En effet, le RN n'a pas d’implantation locale. Il investit un maximum de candidats pour récolter des voix mais le parti n’a que sept députés à l’Assemblée nationale. Cela dit, son électorat est très mobilisé et comme Marine Le Pen a fait un bon score, peut-être que l’élan est encore possible pour eux mais les Législatives auront lieu dans six semaines, les 12 et 19 juin 2022 et il n’est pas dit que son électorat se mobilisera comme il s’est mobilisé pour l'élection présidentielle.
Même dans les départements des Vosges et de la Meuse où la candidate RN est largement passée devant Emmanuel Macron ?
Dans les circonscriptions où son électorat a beaucoup progressé comme en Meuse et dans les Vosges, il existe déjà des personnalités politiques bien implantées. Par exemple dans la 2ème circonscription des Vosges à St-Dié dont le maire, David Valence, est proche de LREM, Macron est arrivé en tête. Donc rien n’est joué pour les Législatives. Certaines circonscriptions sont depuis quelques temps tangentes comme celle de Lunéville en Meurthe-et-Moselle où à chaque présidentielle, le RN fait de bons scores, mais dans les faits il n’arrive pas à transformer l’essai et remporter la circonscription.
Pour quelles raisons ?
D’abord, la loi électorale n’est pas favorable à un certain nombre de partis politiques. Pour accéder au second tour, il faut obtenir 12,5% des votes des inscrits. Or, si vous avez une abstention de 50% comme en 2017, ça veut dire que pour aller au second tour, il faut faire 25%. Des candidats qui font 25% des inscrits au premier tour, c’est loin d’être évident. Ensuite, dans les cas où le candidat du RN irait au second tour, il y a une forme de front républicain qui se met en place pour barrer la route au parti d’extrême droite.

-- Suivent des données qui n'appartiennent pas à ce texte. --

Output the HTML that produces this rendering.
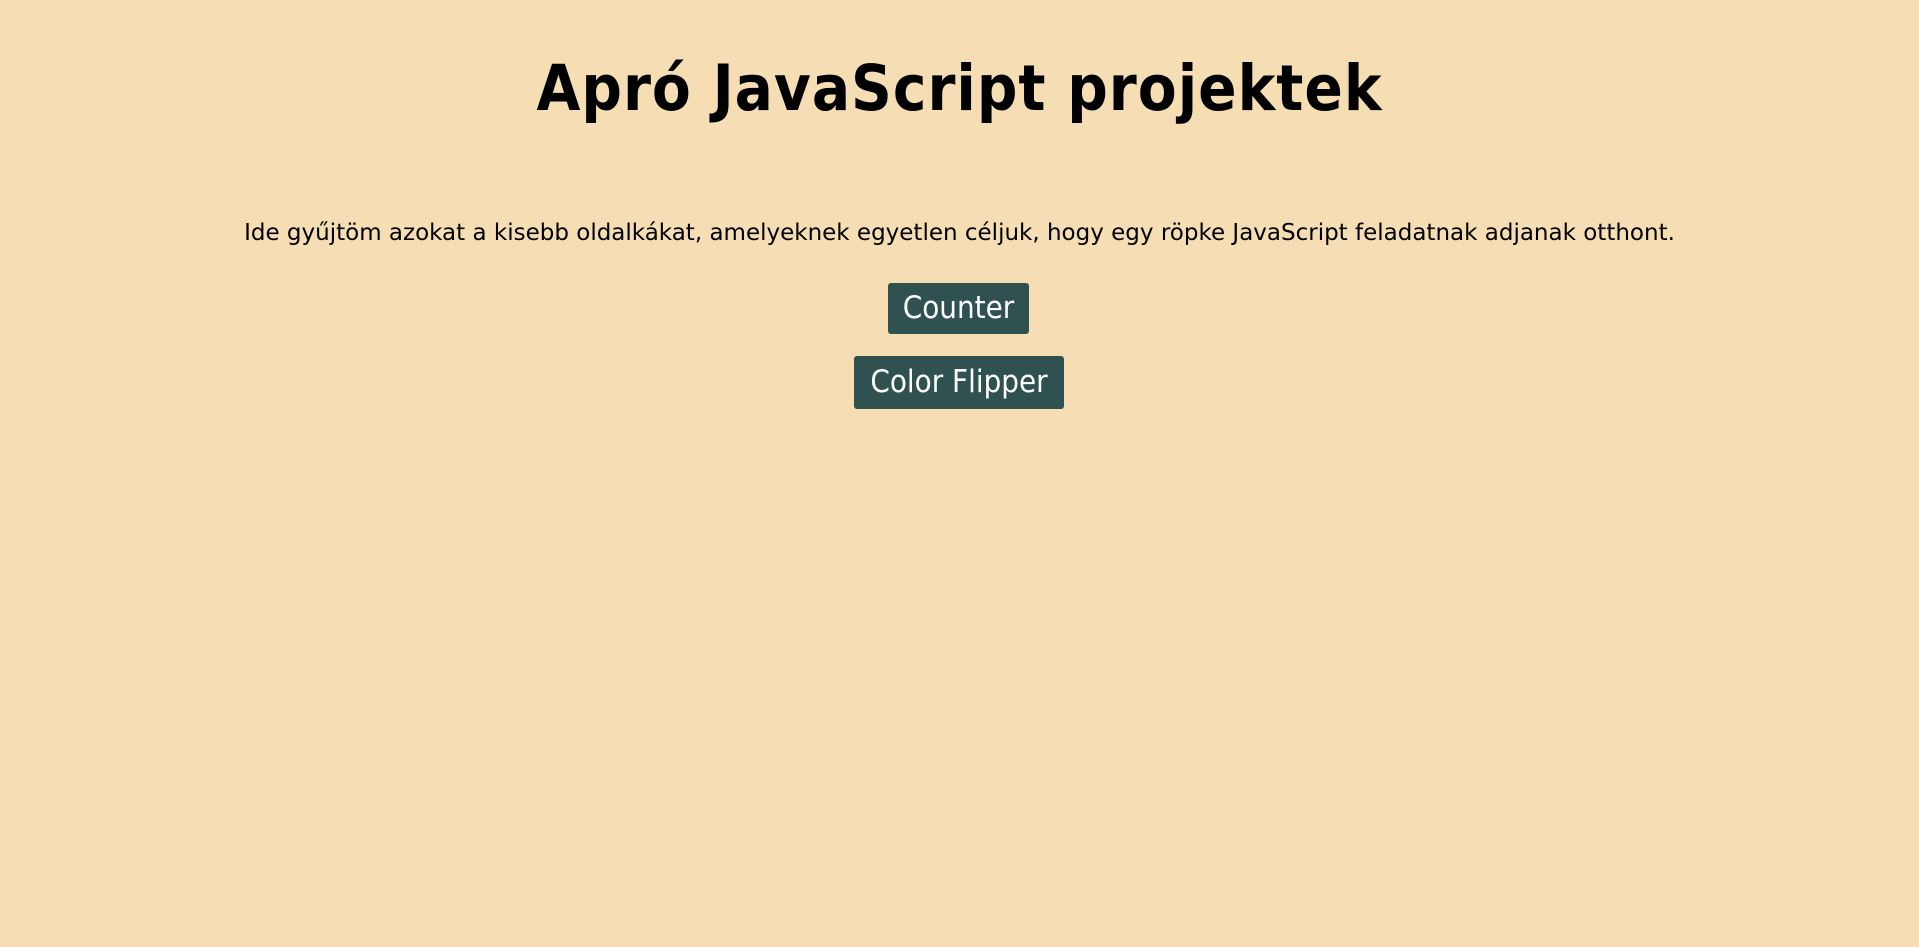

Quels sont pour vous les principaux enjeux des partis politiques pour les prochaines législatives ?
Pour moi, la question essentielle est la suivante : LREM va-t-elle retrouver sa majorité pléthorique qui est aujourd'hui de 345 députés ? Il n’est pas impossible que dans six semaines, certains ne retrouvent pas les bancs de l’Assemblée nationale. Emmanuel Macron se retrouverait alors avec une majorité plus étriquée. Se pose aussi la question des alliances : est-ce que les partis vont réussir à faire des alliances pour placer des candidats au second tour ? On pense ici à la dynamique à gauche autour de Jean-Luc Mélenchon. Les jours qui viennent vont être déterminants en termes de stratégie.
Enfin, il y a l’enjeu financier. On ne le souligne pas assez mais le financement de la vie politique est lié au résultat que font les candidats au premier tour. Un parti politique petit ou gros a intérêt à présenter un maximum de candidats aux Législatives. C’est ce que va essayer de faire Eric Zemmour pour obtenir cette manne financière, pareil pour le PS et LR endettés. Avec des scores inférieurs à 5% aux présidentielles, ils ne seront pas remboursés de leurs dépenses de campagne.